Ideation: Imagination at Play
Ideation is a word that gets bounced around quite a bit by creatives in discussing their workflow - how they come up with a great design, great artwork, great music - anything that requires an element of conceptualizing.
Before now I hadn't given much thought to ideation but I have always been introspective and as a little girl, I lived in my imagination almost as much as in the real world. For me, the world of pretend and fairy tales was always a fun place to hang out. Now as an author, I’m always hatching plots, creating characters, devising their goals, motivations, their little quirks, and the worlds in which they live. And I realize it's just as much fun now as when I used to dream up fairy tales as a little girl. Even in my contemporary fiction, I’m building a unique world within a recognizable one because my characters must figure out how to navigate the particular circumstances that I create, moving through them to get to the lessons they must learn and ultimately to their happily-ever-after.
“For me, the world of pretend and fairy tales was always a fun place to hang out.”
And it all comes back to my imagination – ideation, my thoughts tumbling over each other in unrestrained glee:
Why does my heroine react like that?
What is there in his past that gives him this worldview?
How can I untangle this particular plot snag to get from where I am to where I want to be?
I have found it to be one of the more relaxing parts of the process. I’m working on my story but it doesn't feel like work because I'm just allowing my mind to wander over where I want to go next in the story. If you can imagine a cat playing with a ball of yarn…... the cat isn't stressed out about getting the yarn untangled. He's just tapping that ball and yeah, he may enjoy pulling that string free but the game is still pretty darn good just the way it is. I have learned to patiently and effortlessly ‘bat’ around ideas because there comes a point when creative flow takes over and amazing things start to happen.
I met the term ‘creative flow’ in Meghan March’s Writing Amazing Fiction and it felt like an ‘aha’ moment because it perfectly describes my experience. The more I write, the more confident I become that this ephemeral muse is always going to come alongside and untangle difficult plot points. It is going to introduce me to previously unknown facets of my main character’s personality so I can write well-rounded, believable characters. That can only improve my writing because what do contemporary romance readers want if not to have a completely immersive experience in a world where the plot and character motivations are plausible but their shenanigans still manage to surprise and amaze? That’s what I want as a reader, anyway.
The more I embrace the concept of dedicated time for what is truly imagination at play, the more I realize its true value. It’s not time spent goofing off or procrastinating (although there’s lots of that too 😊), it is time spent ruminating on my work in progress and that is a valid part of the creative process.
I’m not an intuitive writer at all, I’m somewhere in the middle – I like to plot my novels before drafting begins but I also want to go on a journey of discovery as I write. This is my favorite part of drafting – the unexpected turns that a rogue character can make fill me with absolute delight.

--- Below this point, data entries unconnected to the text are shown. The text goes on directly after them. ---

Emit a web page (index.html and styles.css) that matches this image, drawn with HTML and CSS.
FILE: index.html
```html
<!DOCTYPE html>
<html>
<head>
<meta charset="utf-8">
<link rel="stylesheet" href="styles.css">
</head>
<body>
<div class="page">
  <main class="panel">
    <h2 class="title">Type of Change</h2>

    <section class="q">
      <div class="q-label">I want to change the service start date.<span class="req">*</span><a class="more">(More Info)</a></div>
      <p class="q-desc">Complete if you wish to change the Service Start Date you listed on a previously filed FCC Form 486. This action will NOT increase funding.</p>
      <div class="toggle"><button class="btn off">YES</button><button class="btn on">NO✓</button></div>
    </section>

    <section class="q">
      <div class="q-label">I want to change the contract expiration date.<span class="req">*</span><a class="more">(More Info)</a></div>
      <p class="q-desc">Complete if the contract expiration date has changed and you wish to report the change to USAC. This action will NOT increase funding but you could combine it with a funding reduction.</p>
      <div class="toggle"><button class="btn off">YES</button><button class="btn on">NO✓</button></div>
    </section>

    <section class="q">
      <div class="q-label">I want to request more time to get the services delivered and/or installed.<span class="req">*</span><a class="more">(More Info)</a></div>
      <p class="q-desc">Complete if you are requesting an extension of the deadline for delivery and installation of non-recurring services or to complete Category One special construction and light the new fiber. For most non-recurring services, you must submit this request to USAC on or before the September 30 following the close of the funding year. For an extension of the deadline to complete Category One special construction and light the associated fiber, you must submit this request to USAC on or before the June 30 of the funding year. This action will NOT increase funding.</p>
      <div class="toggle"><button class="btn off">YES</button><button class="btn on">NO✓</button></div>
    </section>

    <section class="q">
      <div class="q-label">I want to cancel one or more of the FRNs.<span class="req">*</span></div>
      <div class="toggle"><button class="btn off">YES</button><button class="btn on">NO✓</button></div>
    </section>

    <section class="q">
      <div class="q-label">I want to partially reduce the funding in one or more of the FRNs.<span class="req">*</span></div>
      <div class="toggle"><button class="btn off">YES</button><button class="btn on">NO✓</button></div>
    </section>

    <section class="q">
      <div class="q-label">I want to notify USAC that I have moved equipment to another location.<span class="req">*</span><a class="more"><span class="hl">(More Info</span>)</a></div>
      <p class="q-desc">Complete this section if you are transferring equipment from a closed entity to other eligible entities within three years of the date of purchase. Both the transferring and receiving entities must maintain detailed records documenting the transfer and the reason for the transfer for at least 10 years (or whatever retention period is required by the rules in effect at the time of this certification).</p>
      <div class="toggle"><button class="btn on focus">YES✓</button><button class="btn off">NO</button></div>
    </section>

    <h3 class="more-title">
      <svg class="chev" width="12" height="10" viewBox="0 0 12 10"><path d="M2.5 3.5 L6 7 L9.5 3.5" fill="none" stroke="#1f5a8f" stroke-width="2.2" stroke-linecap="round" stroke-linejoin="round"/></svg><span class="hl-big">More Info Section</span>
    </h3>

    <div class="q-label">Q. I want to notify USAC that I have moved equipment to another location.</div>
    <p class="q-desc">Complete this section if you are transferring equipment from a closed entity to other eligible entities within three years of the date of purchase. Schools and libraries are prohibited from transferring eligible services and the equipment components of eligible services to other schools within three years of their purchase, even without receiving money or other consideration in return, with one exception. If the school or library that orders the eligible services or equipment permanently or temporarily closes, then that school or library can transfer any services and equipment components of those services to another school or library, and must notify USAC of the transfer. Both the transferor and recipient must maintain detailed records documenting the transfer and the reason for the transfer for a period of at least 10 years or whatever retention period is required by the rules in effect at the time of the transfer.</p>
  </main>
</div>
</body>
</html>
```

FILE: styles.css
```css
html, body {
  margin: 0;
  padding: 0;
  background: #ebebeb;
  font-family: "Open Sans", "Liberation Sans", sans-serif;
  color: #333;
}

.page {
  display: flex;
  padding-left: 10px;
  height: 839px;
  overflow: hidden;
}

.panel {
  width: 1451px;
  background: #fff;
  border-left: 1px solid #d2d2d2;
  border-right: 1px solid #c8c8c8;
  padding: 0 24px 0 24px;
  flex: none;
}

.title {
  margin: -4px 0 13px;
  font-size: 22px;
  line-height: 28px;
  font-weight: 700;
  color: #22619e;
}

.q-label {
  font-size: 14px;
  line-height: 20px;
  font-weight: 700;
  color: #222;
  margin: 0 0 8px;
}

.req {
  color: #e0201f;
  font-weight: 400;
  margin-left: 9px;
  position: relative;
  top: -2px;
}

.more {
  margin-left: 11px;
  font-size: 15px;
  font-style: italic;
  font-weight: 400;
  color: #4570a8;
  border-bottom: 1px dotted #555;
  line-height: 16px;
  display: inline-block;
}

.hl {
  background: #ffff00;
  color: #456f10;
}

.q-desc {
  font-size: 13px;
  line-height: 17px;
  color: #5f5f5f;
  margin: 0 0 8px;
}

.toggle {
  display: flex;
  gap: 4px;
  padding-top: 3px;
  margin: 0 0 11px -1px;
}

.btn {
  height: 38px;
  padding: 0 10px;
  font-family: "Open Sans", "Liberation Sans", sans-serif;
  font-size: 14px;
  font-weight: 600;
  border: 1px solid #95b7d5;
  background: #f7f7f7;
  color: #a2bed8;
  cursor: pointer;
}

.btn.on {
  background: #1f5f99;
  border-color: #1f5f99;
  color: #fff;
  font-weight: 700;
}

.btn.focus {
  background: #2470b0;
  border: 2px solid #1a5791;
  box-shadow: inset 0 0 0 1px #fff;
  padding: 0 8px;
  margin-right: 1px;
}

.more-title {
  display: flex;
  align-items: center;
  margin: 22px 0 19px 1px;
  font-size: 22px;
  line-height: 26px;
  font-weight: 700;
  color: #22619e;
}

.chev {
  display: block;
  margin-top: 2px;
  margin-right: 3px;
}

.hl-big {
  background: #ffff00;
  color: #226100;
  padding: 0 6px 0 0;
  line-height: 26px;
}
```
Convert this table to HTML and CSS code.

So whether I’m lying in bed at the end of the day or out for a walk, I'm just letting these thoughts roll around in my mind. I try not to push them in a particular direction, or try to fit them into a predetermined plot mold even though I know in broad strokes what I want of my characters and where I want the novel to end up.
“This is my favorite part of drafting – the unexpected turns that a rogue character can make fill me with absolute delight.”
I truly believe that by leaving that room for my imagination to play, my writing can only get better. Because if it surprises me then it will likely surprise my reader. And that's where good writing can cross over into memorable writing, maybe even great writing.
This is where the magic happens. When you let go of, or at least loosen the tether to, your plan (or plot, in my case), it leaves creative flow room to do its thing and produce those unexpected gems. This is what ideation is for me – it is quite literally magical thinking and I do love me some magic.